▶ [Written instruction]
Repeat the material verbatim and drop the pictures.

▶ [Source data]
= = = = = = =

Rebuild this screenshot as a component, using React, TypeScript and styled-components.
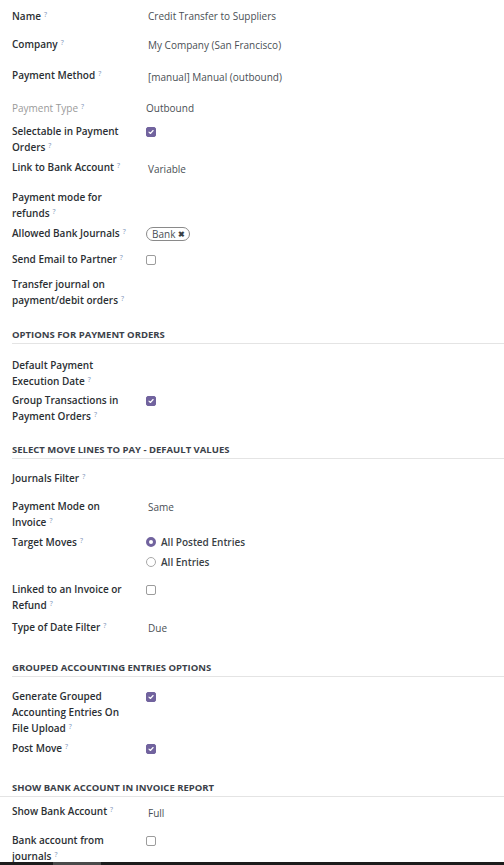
import styled, { createGlobalStyle } from "styled-components";

const GlobalStyle = createGlobalStyle`
  html, body {
    margin: 0;
    padding: 0;
    background: #ffffff;
  }
  body {
    font-family: "Open Sans", "Noto Sans", sans-serif;
    font-size: 10px;
    color: #212529;
  }
`;

const Page = styled.div`
  display: flex;
  flex-direction: column;
  height: 865px;
  overflow: hidden;
`;

const Sheet = styled.div`
  flex: 1;
  overflow: hidden;
  padding: 8px 0 0 12px;
`;

const Row = styled.div<{ $h: number }>`
  display: grid;
  grid-template-columns: 134px 1fr;
  align-items: start;
  min-height: ${({ $h }) => $h}px;
`;

const Label = styled.div<{ $muted?: boolean }>`
  padding-right: 14px;
  line-height: 16px;
  font-weight: ${({ $muted }) => ($muted ? 400 : 600)};
  color: ${({ $muted }) => ($muted ? "#9a9a9a" : "#2b2f33")};
`;

const Help = styled.sup`
  font-size: 7px;
  font-weight: 400;
  color: #7d93b8;
  margin-left: 3px;
  vertical-align: 3px;
  line-height: 1;
`;

const Value = styled.div<{ $dy?: number; $dx?: number }>`
  line-height: 16px;
  color: #4a4f55;
  padding-top: ${({ $dy }) => $dy ?? 0}px;
  padding-left: ${({ $dx }) => $dx ?? 0}px;
`;

const Box = styled.span<{ $checked?: boolean }>`
  display: inline-flex;
  align-items: center;
  justify-content: center;
  box-sizing: border-box;
  width: 10px;
  height: 10px;
  margin-top: 4px;
  border-radius: 2px;
  border: 1px solid ${({ $checked }) => ($checked ? "#71639e" : "#9c9c9c")};
  background: ${({ $checked }) => ($checked ? "#71639e" : "#ffffff")};
`;

const RadioList = styled.div`
  display: flex;
  flex-direction: column;
  gap: 4px;
`;

const RadioItem = styled.div`
  display: flex;
  align-items: center;
  gap: 5px;
  line-height: 16px;
  color: #3a3f45;
  font-weight: 600;
`;

const RadioDot = styled.span<{ $checked?: boolean }>`
  box-sizing: border-box;
  width: 10px;
  height: 10px;
  border-radius: 50%;
  border: ${({ $checked }) => ($checked ? "3px solid #71639e" : "1px solid #a8a8a8")};
  background: #ffffff;
`;

const Tag = styled.span`
  display: inline-flex;
  align-items: center;
  gap: 3px;
  height: 14px;
  box-sizing: border-box;
  margin-top: 2px;
  padding: 0 4px 0 5px;
  border: 1px solid #8a8a8a;
  border-radius: 8px;
  color: #4a4f55;
  font-size: 10px;
  line-height: 12px;
`;

const TagClose = styled.span`
  font-size: 8px;
  font-weight: 700;
  color: #3a3f45;
`;

const SectionTitle = styled.div<{ $bleed?: boolean; $after: number }>`
  margin: 19px 0 ${({ $after }) => $after}px ${({ $bleed }) => ($bleed ? "-12px" : "0")};
  padding-left: ${({ $bleed }) => ($bleed ? "12px" : "0")};
  padding-bottom: 1px;
  border-bottom: 1px solid #e4e4e4;
  font-size: 9.5px;
  line-height: 14px;
  font-weight: 700;
  color: #3b4149;
  text-transform: uppercase;
`;

const ScrollBar = styled.div`
  height: 3px;
  background: #1c1c1c;
  display: flex;
`;

const ScrollThumb = styled.div`
  margin-left: 53px;
  width: 48px;
  background: #4a4a4a;
`;

function Check({ checked }: { checked?: boolean }) {
  return (
    <Box $checked={checked}>
      {checked && (
        <svg width="6" height="6" viewBox="0 0 8 8">
          <path d="M1.3 4.2 L3.2 6 L6.8 2" fill="none" stroke="#fff" strokeWidth="1.5" strokeLinecap="round" strokeLinejoin="round" />
        </svg>
      )}
    </Box>
  );
}

function Field({
  label,
  h,
  muted,
  children,
}: {
  label: React.ReactNode;
  h: number;
  muted?: boolean;
  children?: React.ReactNode;
}) {
  return (
    <Row $h={h}>
      <Label $muted={muted}>
        {label}
        <Help>?</Help>
      </Label>
      <div>{children}</div>
    </Row>
  );
}

export default function App() {
  return (
    <Page>
      <GlobalStyle />
      <Sheet>
        <Field label="Name" h={28}>
          <Value $dx={2}>Credit Transfer to Suppliers</Value>
        </Field>
        <Field label="Company" h={31}>
          <Value $dx={2} $dy={1}>My Company (San Francisco)</Value>
        </Field>
        <Field label="Payment Method" h={33}>
          <Value $dx={2} $dy={2}>[manual] Manual (outbound)</Value>
        </Field>
        <Field label="Payment Type" h={23} muted>
          <Value>Outbound</Value>
        </Field>
        <Field label="Selectable in Payment Orders" h={36}>
          <Check checked />
        </Field>
        <Field label="Link to Bank Account" h={30}>
          <Value $dx={2} $dy={2}>Variable</Value>
        </Field>
        <Field label="Payment mode for refunds" h={36} />
        <Field label="Allowed Bank Journals" h={26}>
          <Tag>
            Bank<TagClose>✖</TagClose>
          </Tag>
        </Field>
        <Field label="Send Email to Partner" h={25}>
          <Check />
        </Field>
        <Field label="Transfer journal on payment/debit orders" h={33} />

        <SectionTitle $after={13}>Options for Payment Orders</SectionTitle>
        <Field label="Default Payment Execution Date" h={35} />
        <Field label="Group Transactions in Payment Orders" h={31}>
          <Check checked />
        </Field>

        <SectionTitle $after={11}>Select Move Lines to Pay - Default Values</SectionTitle>
        <Field label="Journals Filter" h={28} />
        <Field label="Payment Mode on Invoice" h={36}>
          <Value $dx={2} $dy={1}>Same</Value>
        </Field>
        <Field label="Target Moves" h={47}>
          <RadioList>
            <RadioItem>
              <RadioDot $checked />
              All Posted Entries
            </RadioItem>
            <RadioItem>
              <RadioDot />
              All Entries
            </RadioItem>
          </RadioList>
        </Field>
        <Field label="Linked to an Invoice or Refund" h={38}>
          <Check />
        </Field>
        <Field label="Type of Date Filter" h={23}>
          <Value $dx={2} $dy={1}>Due</Value>
        </Field>

        <SectionTitle $after={11}>Grouped Accounting Entries Options</SectionTitle>
        <Field label="Generate Grouped Accounting Entries On File Upload" h={52}>
          <Check checked />
        </Field>
        <Field label="Post Move" h={22}>
          <Check checked />
        </Field>

        <SectionTitle $bleed $after={6}>Show Bank Account in Invoice Report</SectionTitle>
        <Field label="Show Bank Account" h={29}>
          <Value $dx={2} $dy={2}>Full</Value>
        </Field>
        <Field label="Bank account from journals" h={32}>
          <Check />
        </Field>
      </Sheet>
      <ScrollBar>
        <ScrollThumb />
      </ScrollBar>
    </Page>
  );
}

= = = = = = =

▶ [Response]
Rebuild this screenshot as a component, using React, TypeScript and styled-components.
import styled, { createGlobalStyle } from "styled-components";

const GlobalStyle = createGlobalStyle`
  html, body {
    margin: 0;
    padding: 0;
    background: #ffffff;
  }
  body {
    font-family: "Open Sans", "Noto Sans", sans-serif;
    font-size: 10px;
    color: #212529;
  }
`;

const Page = styled.div`
  display: flex;
  flex-direction: column;
  height: 865px;
  overflow: hidden;
`;

const Sheet = styled.div`
  flex: 1;
  overflow: hidden;
  padding: 8px 0 0 12px;
`;

const Row = styled.div<{ $h: number }>`
  display: grid;
  grid-template-columns: 134px 1fr;
  align-items: start;
  min-height: ${({ $h }) => $h}px;
`;

const Label = styled.div<{ $muted?: boolean }>`
  padding-right: 14px;
  line-height: 16px;
  font-weight: ${({ $muted }) => ($muted ? 400 : 600)};
  color: ${({ $muted }) => ($muted ? "#9a9a9a" : "#2b2f33")};
`;

const Help = styled.sup`
  font-size: 7px;
  font-weight: 400;
  color: #7d93b8;
  margin-left: 3px;
  vertical-align: 3px;
  line-height: 1;
`;

const Value = styled.div<{ $dy?: number; $dx?: number }>`
  line-height: 16px;
  color: #4a4f55;
  padding-top: ${({ $dy }) => $dy ?? 0}px;
  padding-left: ${({ $dx }) => $dx ?? 0}px;
`;

const Box = styled.span<{ $checked?: boolean }>`
  display: inline-flex;
  align-items: center;
  justify-content: center;
  box-sizing: border-box;
  width: 10px;
  height: 10px;
  margin-top: 4px;
  border-radius: 2px;
  border: 1px solid ${({ $checked }) => ($checked ? "#71639e" : "#9c9c9c")};
  background: ${({ $checked }) => ($checked ? "#71639e" : "#ffffff")};
`;

const RadioList = styled.div`
  display: flex;
  flex-direction: column;
  gap: 4px;
`;

const RadioItem = styled.div`
  display: flex;
  align-items: center;
  gap: 5px;
  line-height: 16px;
  color: #3a3f45;
  font-weight: 600;
`;

const RadioDot = styled.span<{ $checked?: boolean }>`
  box-sizing: border-box;
  width: 10px;
  height: 10px;
  border-radius: 50%;
  border: ${({ $checked }) => ($checked ? "3px solid #71639e" : "1px solid #a8a8a8")};
  background: #ffffff;
`;

const Tag = styled.span`
  display: inline-flex;
  align-items: center;
  gap: 3px;
  height: 14px;
  box-sizing: border-box;
  margin-top: 2px;
  padding: 0 4px 0 5px;
  border: 1px solid #8a8a8a;
  border-radius: 8px;
  color: #4a4f55;
  font-size: 10px;
  line-height: 12px;
`;

const TagClose = styled.span`
  font-size: 8px;
  font-weight: 700;
  color: #3a3f45;
`;

const SectionTitle = styled.div<{ $bleed?: boolean; $after: number }>`
  margin: 19px 0 ${({ $after }) => $after}px ${({ $bleed }) => ($bleed ? "-12px" : "0")};
  padding-left: ${({ $bleed }) => ($bleed ? "12px" : "0")};
  padding-bottom: 1px;
  border-bottom: 1px solid #e4e4e4;
  font-size: 9.5px;
  line-height: 14px;
  font-weight: 700;
  color: #3b4149;
  text-transform: uppercase;
`;

const ScrollBar = styled.div`
  height: 3px;
  background: #1c1c1c;
  display: flex;
`;

const ScrollThumb = styled.div`
  margin-left: 53px;
  width: 48px;
  background: #4a4a4a;
`;

function Check({ checked }: { checked?: boolean }) {
  return (
    <Box $checked={checked}>
      {checked && (
        <svg width="6" height="6" viewBox="0 0 8 8">
          <path d="M1.3 4.2 L3.2 6 L6.8 2" fill="none" stroke="#fff" strokeWidth="1.5" strokeLinecap="round" strokeLinejoin="round" />
        </svg>
      )}
    </Box>
  );
}

function Field({
  label,
  h,
  muted,
  children,
}: {
  label: React.ReactNode;
  h: number;
  muted?: boolean;
  children?: React.ReactNode;
}) {
  return (
    <Row $h={h}>
      <Label $muted={muted}>
        {label}
        <Help>?</Help>
      </Label>
      <div>{children}</div>
    </Row>
  );
}

export default function App() {
  return (
    <Page>
      <GlobalStyle />
      <Sheet>
        <Field label="Name" h={28}>
          <Value $dx={2}>Credit Transfer to Suppliers</Value>
        </Field>
        <Field label="Company" h={31}>
          <Value $dx={2} $dy={1}>My Company (San Francisco)</Value>
        </Field>
        <Field label="Payment Method" h={33}>
          <Value $dx={2} $dy={2}>[manual] Manual (outbound)</Value>
        </Field>
        <Field label="Payment Type" h={23} muted>
          <Value>Outbound</Value>
        </Field>
        <Field label="Selectable in Payment Orders" h={36}>
          <Check checked />
        </Field>
        <Field label="Link to Bank Account" h={30}>
          <Value $dx={2} $dy={2}>Variable</Value>
        </Field>
        <Field label="Payment mode for refunds" h={36} />
        <Field label="Allowed Bank Journals" h={26}>
          <Tag>
            Bank<TagClose>✖</TagClose>
          </Tag>
        </Field>
        <Field label="Send Email to Partner" h={25}>
          <Check />
        </Field>
        <Field label="Transfer journal on payment/debit orders" h={33} />

        <SectionTitle $after={13}>Options for Payment Orders</SectionTitle>
        <Field label="Default Payment Execution Date" h={35} />
        <Field label="Group Transactions in Payment Orders" h={31}>
          <Check checked />
        </Field>

        <SectionTitle $after={11}>Select Move Lines to Pay - Default Values</SectionTitle>
        <Field label="Journals Filter" h={28} />
        <Field label="Payment Mode on Invoice" h={36}>
          <Value $dx={2} $dy={1}>Same</Value>
        </Field>
        <Field label="Target Moves" h={47}>
          <RadioList>
            <RadioItem>
              <RadioDot $checked />
              All Posted Entries
            </RadioItem>
            <RadioItem>
              <RadioDot />
              All Entries
            </RadioItem>
          </RadioList>
        </Field>
        <Field label="Linked to an Invoice or Refund" h={38}>
          <Check />
        </Field>
        <Field label="Type of Date Filter" h={23}>
          <Value $dx={2} $dy={1}>Due</Value>
        </Field>

        <SectionTitle $after={11}>Grouped Accounting Entries Options</SectionTitle>
        <Field label="Generate Grouped Accounting Entries On File Upload" h={52}>
          <Check checked />
        </Field>
        <Field label="Post Move" h={22}>
          <Check checked />
        </Field>

        <SectionTitle $bleed $after={6}>Show Bank Account in Invoice Report</SectionTitle>
        <Field label="Show Bank Account" h={29}>
          <Value $dx={2} $dy={2}>Full</Value>
        </Field>
        <Field label="Bank account from journals" h={32}>
          <Check />
        </Field>
      </Sheet>
      <ScrollBar>
        <ScrollThumb />
      </ScrollBar>
    </Page>
  );
}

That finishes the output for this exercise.